In the event of crisis, new theories and paradigms start to form. There are new camps of scientists, some that favor the existing paradigm and some that favor the new paradigm. There is always pushback on a new paradigm. Imagine working under a certain set of foundations for 10+ years and all of the sudden being told they could be incorrect. The scientist had likely solved many problems under the current Paradigm. There are years and years of work that fall under the current paradigm, which could now be considered throw-away. Not to mention the new paradigm doesn’t solve all the problems in the field. A paradigm rarely solves all of its problems otherwise there would be nothing further for the scientist to work on and the field would become a collection of technical tools used by the engineer.

And sometimes: “a new scientific truth does not triumph by convincing its opponents and making them see the light, but rather because its opponents eventually die, and a new generation grows up that is familiar with it” (Example: Karl Pearson as noted in The Lady Tasting Tea)

In the end, the paradigm that eventually wins out is the one that has the highest likelihood to solve more of the field’s problems.

  • The Invisibility of Revolutions

To many people, the view of science progression appears to be linear. Why is science through revolutions not obvious?
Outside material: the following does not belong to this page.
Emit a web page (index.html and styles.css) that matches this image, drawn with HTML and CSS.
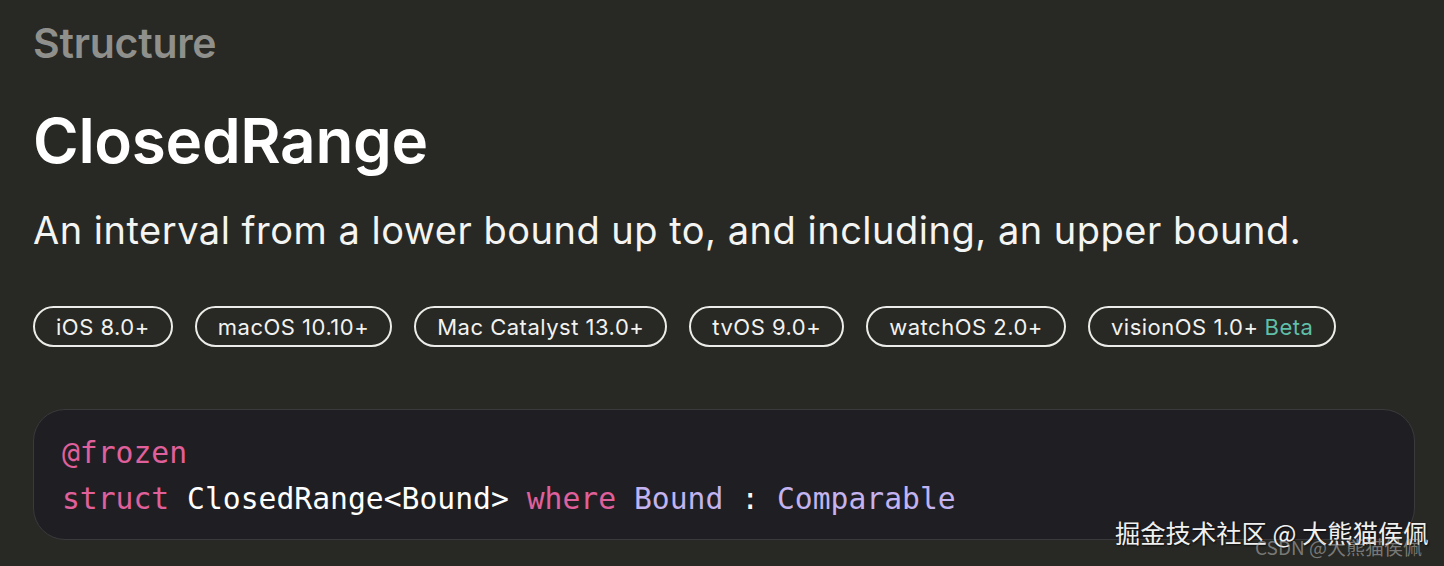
FILE: index.html
```html
<!DOCTYPE html>
<html lang="en">
<head>
<meta charset="utf-8">
<title>ClosedRange</title>
<link rel="stylesheet" href="styles.css">
</head>
<body>
<main class="page">
  <div class="eyebrow">Structure</div>
  <h1 class="title">ClosedRange</h1>
  <p class="abstract">An interval from a lower bound up to, and including, an upper bound.</p>
  <ul class="platforms">
    <li class="pill">iOS 8.0+</li>
    <li class="pill">macOS 10.10+</li>
    <li class="pill">Mac Catalyst 13.0+</li>
    <li class="pill">tvOS 9.0+</li>
    <li class="pill">watchOS 2.0+</li>
    <li class="pill">visionOS 1.0+ <span class="beta">Beta</span></li>
  </ul>
  <pre class="declaration"><code><span class="kw">@frozen</span>
<span class="kw">struct</span> ClosedRange&lt;Bound&gt; <span class="kw">where</span> <span class="ty">Bound</span> : <span class="ty">Comparable</span></code></pre>
</main>
<div class="watermark">
  <span class="wm-main">掘金技术社区 @ 大熊猫侯佩</span>
  <span class="wm-sub">CSDN @大熊猫侯佩</span>
</div>
</body>
</html>
```
FILE: styles.css
```css
html, body {
  margin: 0;
  padding: 0;
}
body {
  background: #282824;
  color: #ffffff;
  font-family: Inter, "Noto Sans", sans-serif;
  width: 1444px;
  height: 566px;
  overflow: hidden;
  position: relative;
}
.page {
  padding: 23px 29px 0 33px;
  display: flex;
  flex-direction: column;
  align-items: flex-start;
}
.eyebrow {
  font-size: 41px;
  line-height: 41px;
  font-weight: 600;
  color: #8f8f8b;
  letter-spacing: -0.25px;
}
.title {
  margin: 46px 0 0;
  font-size: 62px;
  line-height: 62px;
  font-weight: 600;
  letter-spacing: -0.3px;
}
.abstract {
  margin: 39px 0 0;
  font-size: 38px;
  line-height: 38px;
  font-weight: 400;
  color: #f4f4f2;
  letter-spacing: 0.5px;
}
.platforms {
  list-style: none;
  margin: 57px 0 0;
  padding: 0;
  display: flex;
  gap: 22px;
}
.pill {
  box-sizing: border-box;
  height: 41px;
  border: 2px solid #ececea;
  border-radius: 21px;
  padding: 0 21px;
  display: flex;
  align-items: center;
  font-size: 22px;
  letter-spacing: 0.5px;
  color: #f2f2f0;
}
.beta {
  color: #5fbfa8;
  margin-left: 6px;
}
.declaration {
  box-sizing: border-box;
  align-self: stretch;
  margin: 62px 0 0;
  height: 131px;
  padding: 20px 28px 0;
  background: #1f1f23;
  border: 1.5px solid #3a3a3d;
  border-radius: 32px;
  font-family: "DejaVu Sans Mono", "Liberation Mono", monospace;
  font-size: 29.7px;
  line-height: 46px;
  color: #ffffff;
}
.kw {
  color: #e0609c;
}
.ty {
  color: #c3b3f0;
}
.watermark {
  position: absolute;
  left: 1115px;
  top: 515px;
  width: 320px;
  height: 50px;
}
.wm-main {
  position: absolute;
  left: 0;
  top: 0;
  font-family: "Noto Sans CJK SC", sans-serif;
  font-size: 25.3px;
  line-height: 34px;
  color: #f0f0f0;
  text-shadow: 1px 1px 2px rgba(0, 0, 0, 0.7);
  white-space: nowrap;
}
.wm-sub {
  position: absolute;
  left: 140px;
  top: 20px;
  font-family: "Noto Sans CJK SC", sans-serif;
  font-size: 19px;
  line-height: 24px;
  color: rgba(190, 190, 190, 0.55);
  white-space: nowrap;
}
```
One of the reasons is that a primary method of teaching a paradigm to a new generation is through its textbooks. “Textbooks begin by truncating the scientists sense of the discipline’s history and then proceed to supply a substitute for what they have eliminated.” The way new scientists learn about a specific discipline is often through texts. If the text does not provide how the science got to where it is today, then the past revolutions will be hidden. I can relate here. In my early years of education, we rarely learned about the history of a field, but rather how the current paradigm came to be and the status of that paradigm today with its current applications.